Building trust central to e-commerce – Kehinde

Tunde Kehinde, co-founder and managing director of Jumia Nigeria. Photo by HumanIPO.

Building a brand consumers can trust through convenience, good customers service and a positive online experience is central to success in e-commerce, according to Tunde Kehinde, former managing director (MD) of Jumia Nigeria.

Kehinde, who resigned as Jumia Nigeria MD last month, was speaking at the ongoing Africa’s Payments, Banking and Retail Show 2014 in Johannesburg, South Africa.

He said building a successful e-commerce venture included a complete package of expertise, funding, a strong team and low prices, but building trust was the most important aspect.

“E-commerce is a new thing and people will wonder can they trust this brand. Trust was a big factor. If I order off these guys will they deliver to me?” he said.

“The key is always having trust in the back of your mind. The biggest search term for us was “Jumia office”. People want to see for themselves.”

Kehinde said Jumia had managed to obtain this level of trust from its customers through warranties on products, a free returns policy and its Pay on Delivery service, with the latter bridging the gap between consumers and retailers.

“There is this tension between consumers and retailers, and our aim was to remove that tension,” he said.
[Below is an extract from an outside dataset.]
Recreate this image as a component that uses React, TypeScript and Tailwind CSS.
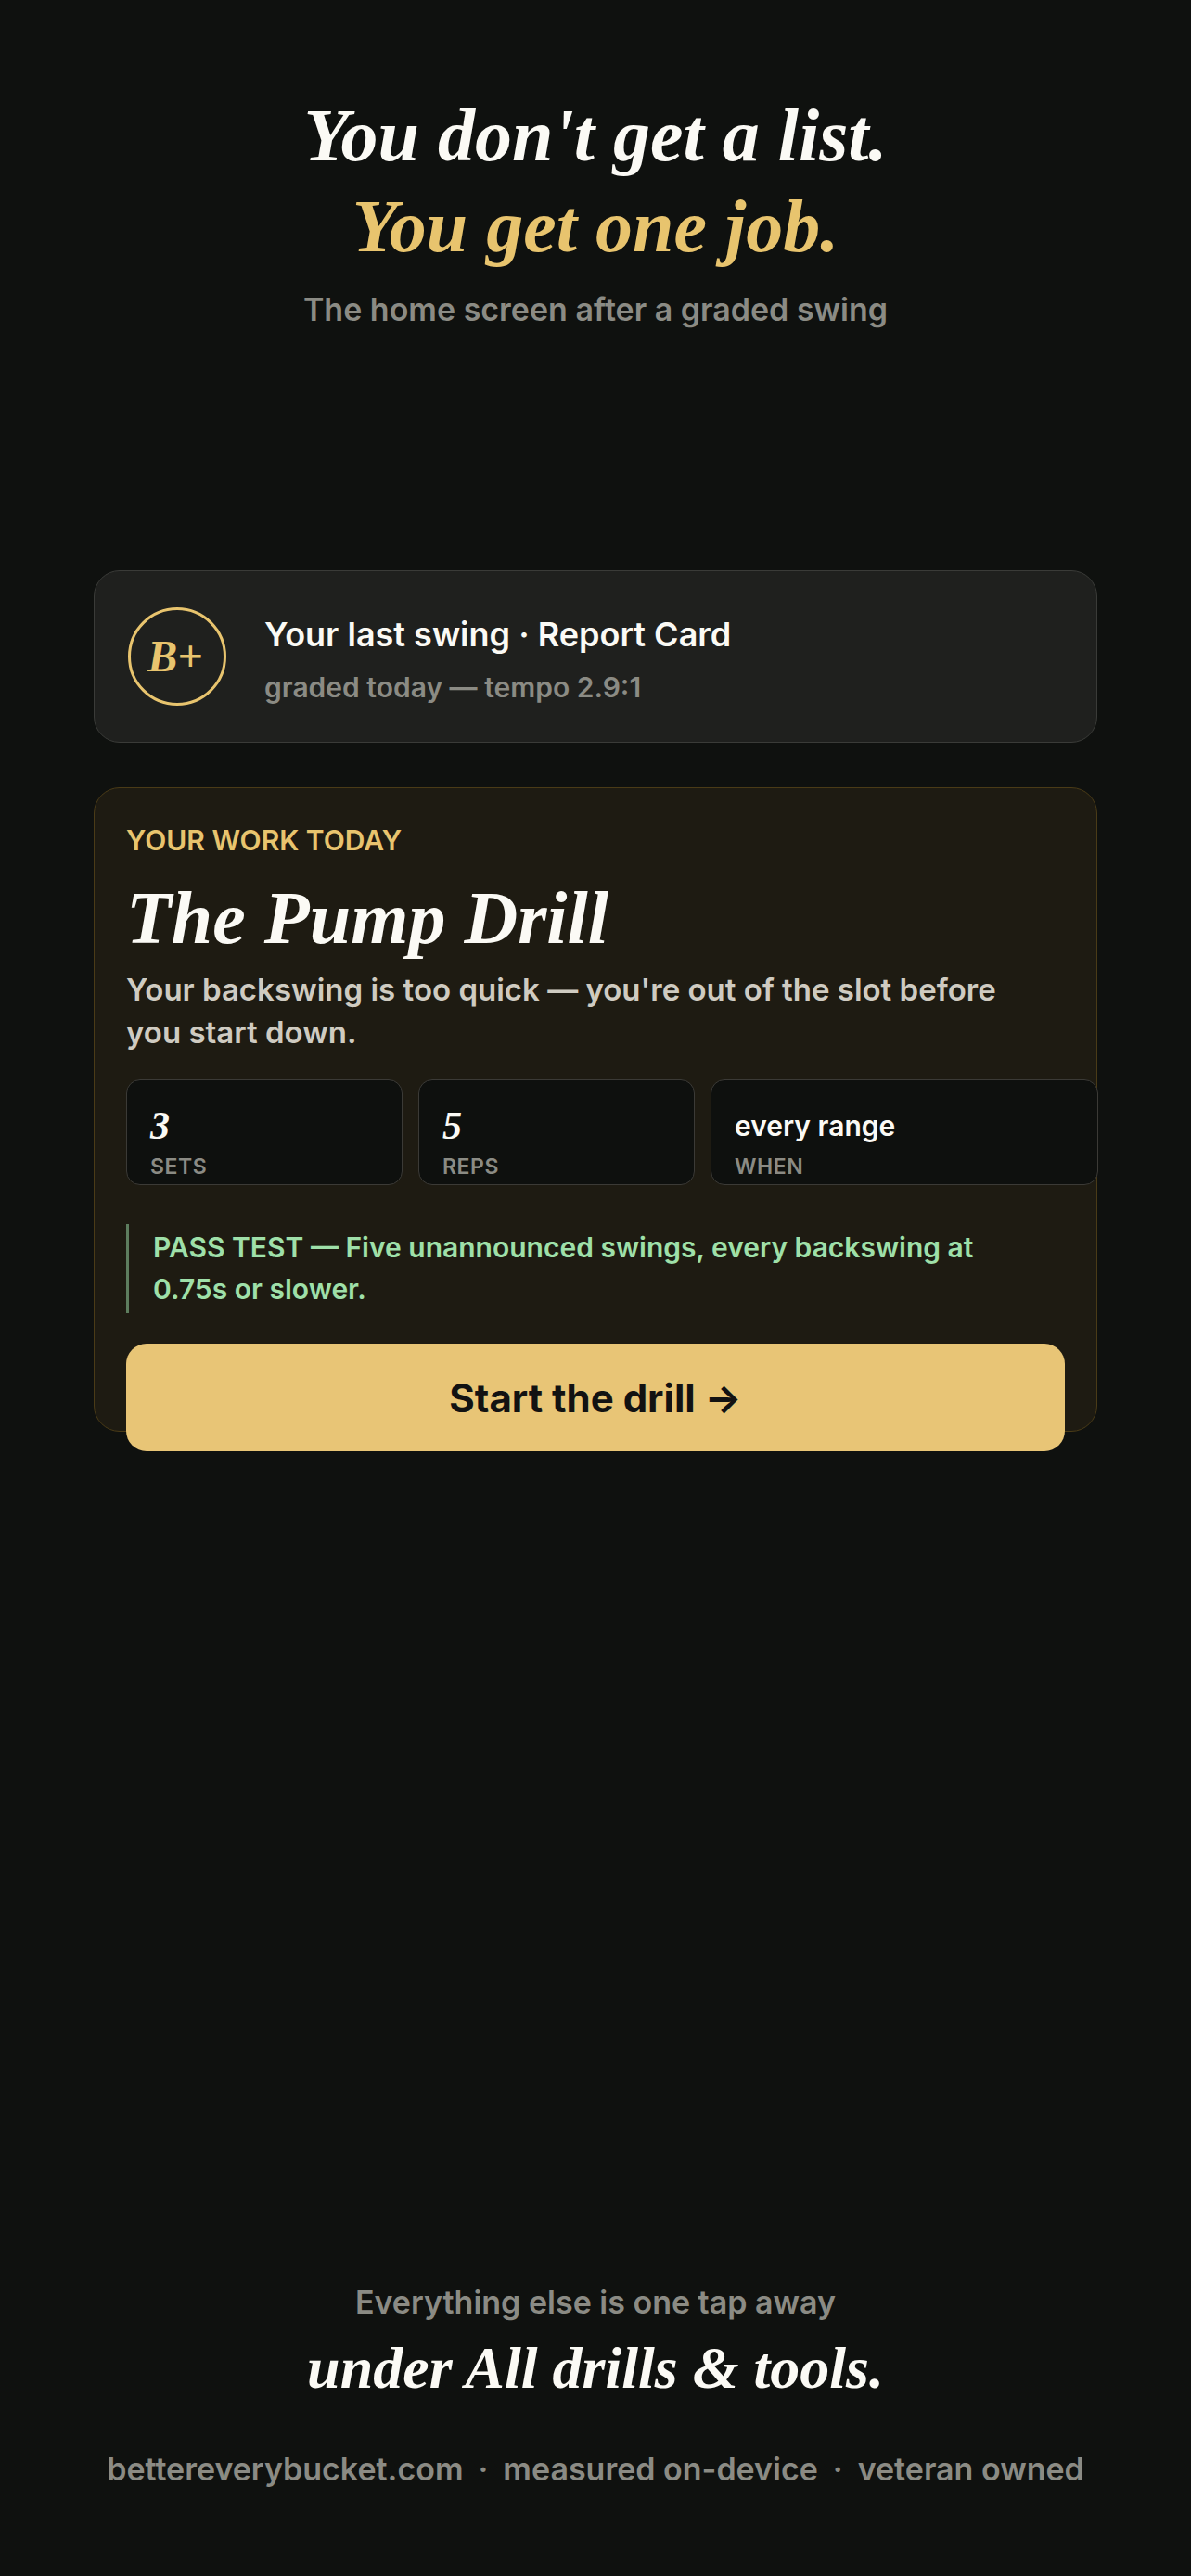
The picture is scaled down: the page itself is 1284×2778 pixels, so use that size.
import React from 'react';

const serif = 'font-["Liberation_Serif",Georgia,serif] italic font-bold';
const sans = 'font-["Inter","Noto_Sans",sans-serif]';

function StatBox({ value, label, serifValue }: { value: string; label: string; serifValue?: boolean }) {
    return (
        <div className="h-[114px] rounded-[15px] border border-[#3b3a36] bg-[#0e100e] pl-[25px] pt-[26px]">
            <div
                className={
                    serifValue
                        ? `${serif} text-[42px] leading-[46px] text-[#fbfaf5]`
                        : 'text-[30px] leading-[46px] font-semibold text-[#fbfaf5]'
                }
            >
                {value}
            </div>
            <div className="mt-[9px] text-[23px] leading-[24px] font-semibold tracking-wide text-[#8b8b84] uppercase">{label}</div>
        </div>
    );
}

export default function App() {
    return (
        <div className={`${sans} min-h-[2778px] bg-[#0f110f] px-[101px] flex flex-col`}>
            <header className="pt-[97px] text-center">
                <h1 className={`${serif} text-[80px] leading-[98px] text-[#fbfaf5]`}>You don't get a list.</h1>
                <h1 className={`${serif} text-[80px] leading-[98px] text-[#e8c46e]`}>You get one job.</h1>
                <p className="mt-[19px] text-[34px] leading-[44px] font-semibold text-[#8b8b84]">
                    The home screen after a graded swing
                </p>
            </header>

            {/* last swing */}
            <div className="mt-[259px] h-[186px] rounded-[28px] border border-[#3a3b38] bg-[#1f201e] flex items-center pl-[36px] gap-[41px]">
                <div className="w-[106px] h-[106px] rounded-full border-[3px] border-[#e8c46e] flex items-center justify-center">
                    <span className={`${serif} text-[48px] text-[#e8c46e] pr-[4px]`}>B+</span>
                </div>
                <div className="mt-[6px] flex flex-col gap-[14px]">
                    <div className="text-[36px] leading-[46px] font-semibold text-[#fbfaf5]">Your last swing · Report Card</div>
                    <div className="text-[30px] leading-[40px] font-semibold text-[#8b8b84]">graded today — tempo 2.9:1</div>
                </div>
            </div>

            {/* today's drill */}
            <div className="mt-[48px] h-[695px] rounded-[28px] border border-[#4a3b17] bg-[#1e1b12] px-[34px] pt-[35px]">
                <div className="text-[30px] leading-[42px] font-semibold text-[#e8c46e] uppercase">Your work today</div>
                <h2 className={`${serif} mt-[15px] text-[80px] leading-[96px] text-[#fbfaf5]`}>The Pump Drill</h2>
                <p className="mt-[6px] max-w-[960px] text-[33px] leading-[46px] font-semibold text-[#cfcbc1]">
                    Your backswing is too quick — you're out of the slot before you start down.
                </p>

                <div className="mt-[28px] grid grid-cols-[298px_298px_418px] gap-[17px]">
                    <StatBox value="3" label="Sets" serifValue />
                    <StatBox value="5" label="Reps" serifValue />
                    <StatBox value="every range" label="When" />
                </div>

                <div className="mt-[42px] border-l-[3px] border-[#5d7d5e] pl-[26px] py-[3px]">
                    <p className="max-w-[920px] text-[30px] leading-[45px] font-semibold text-[#9fe0a9]">
                        PASS TEST — Five unannounced swings, every backswing at 0.75s or slower.
                    </p>
                </div>

                <button className="mt-[33px] w-full h-[116px] rounded-[22px] bg-[#e8c576] text-[42px] font-bold text-[#121212]">
                    Start the drill →
                </button>
            </div>

            <footer className="mt-[915px] text-center">
                <p className="text-[34px] leading-[48px] font-semibold text-[#8b8b84]">Everything else is one tap away</p>
                <p className={`${serif} mt-[5px] text-[64px] leading-[84px] text-[#fbfaf5]`}>under All drills &amp; tools.</p>
                <p className="mt-[45px] text-[34px] leading-[44px] font-semibold text-[#8b8b84]">
                    bettereverybucket.com<span className="mx-[16px]">·</span>measured on-device<span className="mx-[16px]">·</span>veteran owned
                </p>
            </footer>
        </div>
    );
}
“It means more than sitting behind a computer to order. It means creating a good environment for shopping online. And central to that was Pay on Delivery. This ended up being about 80 per cent of our orders. After two or three orders of pay on delivery we then started to see pay on site.”

He said good customer service is also crucial to building a successful e-commerce brand, with Jumia Nigeria employing a team of 85 customer service assistants seven days a week.

“The idea is that you must replicate the quality of service people receive in the western world,” Kehinde said.

For Jumia, providing good customer service even involved the company building its own delivery fleet, which now comprises 100 vehicles delivering to every state in Nigeria.

“We can’t afford to as a DHL or FedEx and the local players do not have the technology to scale with us. So we had to build our own fleet.”